A Note on Absorption

I want to say something specific about the experience of absorbing other people's emotions, because it is one of the most destabilising aspects of being sensitive and one of the least understood.

The exhaustion you feel after certain interactions is often not about the interaction itself. It is about the effort of unknowingly managing the emotional content of another person's field alongside your own. You are not just engaging with them. You are, at an energetic level, carrying them. Without tools and without awareness, this process is invisible — you simply feel drained, overwhelmed, or inexplicably sad without knowing why.

With tools, it becomes workable. Not because you stop absorbing — because you become aware that you are doing it, and you develop a practice of regular clearing that prevents the accumulation.

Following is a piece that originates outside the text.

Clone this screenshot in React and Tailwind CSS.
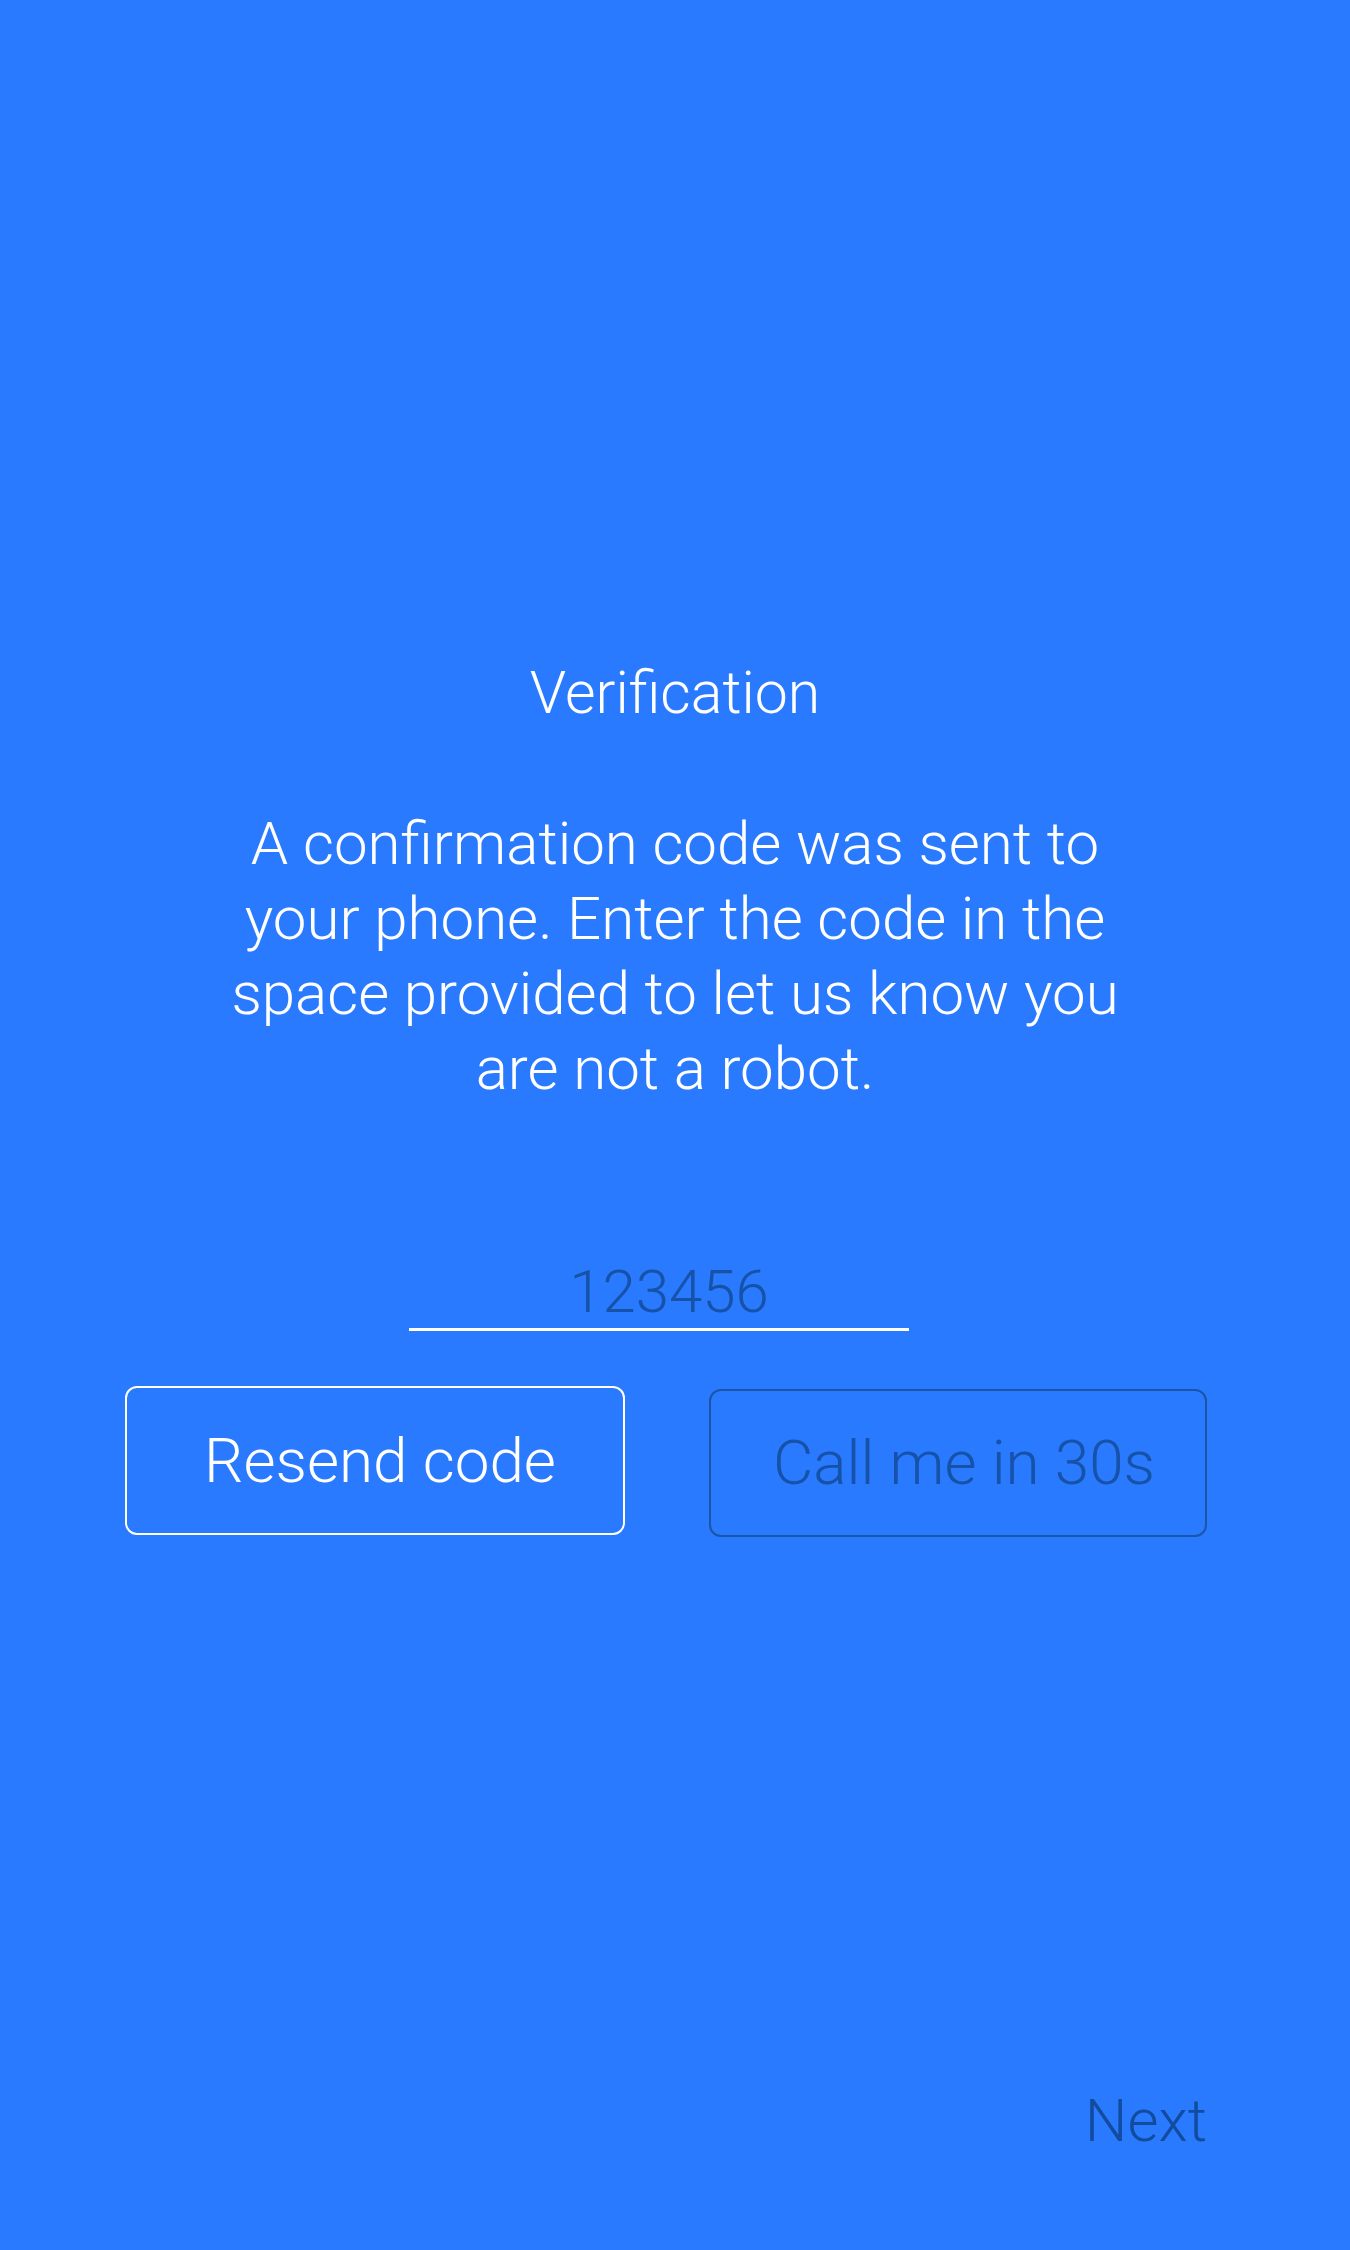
export default function App() {
  const font = { fontFamily: 'Roboto, "Liberation Sans", Arial, sans-serif' };
  return (
    <div
      className="w-[1350px] h-[2250px] bg-[#2a7aff] flex flex-col font-light text-white"
      style={font}
    >
      <div className="pt-[657px] text-center text-[59px] leading-[72px]">Verification</div>
      <div className="mt-[77px] text-center text-[60px] leading-[75px]">
        A confirmation code was sent to
        <br />
        your phone. Enter the code in the
        <br />
        space provided to let us know you
        <br />
        are not a robot.
      </div>
      <div className="mt-[150px] ml-[409px] w-[500px] border-b-[3px] border-white pl-[20px] text-center text-[60px] leading-[72px] text-[#1552a8]">
        123456
      </div>
      <div className="mt-[55px] flex items-start gap-[84px] pl-[125px]">
        <button className="w-[500px] h-[149px] rounded-[12px] border-2 border-white pl-[10px] text-[62px] leading-[72px] text-white font-light">
          Resend code
        </button>
        <button className="mt-[3px] w-[498px] h-[148px] rounded-[12px] border-2 border-[#1a55a8] pl-[12px] text-[62px] leading-[72px] text-[#1552a8] font-light">
          Call me in 30s
        </button>
      </div>
      <div className="mt-auto mb-[93px] flex justify-end pr-[143px]">
        <span className="text-[60px] leading-[72px] text-[#124c9e]">Next</span>
      </div>
    </div>
  );
}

The question to ask yourself after interactions that leave you drained is not "what is wrong with me?" It is "whose is this?" Because most of what you are carrying is not yours. And returning it — not with resentment, not with judgment, simply with the intention that it goes back to where it belongs — is both an act of self-care and, in its way, an act of service. You are not helping anyone by carrying their material. You are simply doubling the weight.

Grounding as a Daily Practice

Grounding is not something you do when you feel bad. It is something you do daily, as a baseline, the way you would brush your teeth. The channel that is open and in use requires maintenance that a closed channel does not.

The work of developing your gifts will become significantly easier, and significantly more accurate, once grounding is consistent. Because what grounding does — beyond protecting you from absorbing what is not yours — is give you a stable base from which to receive. A reference point that is specifically you. And from that reference point, you can begin to tell the difference between what is yours and what is arriving from somewhere else. Which is, ultimately, what all of this work is about.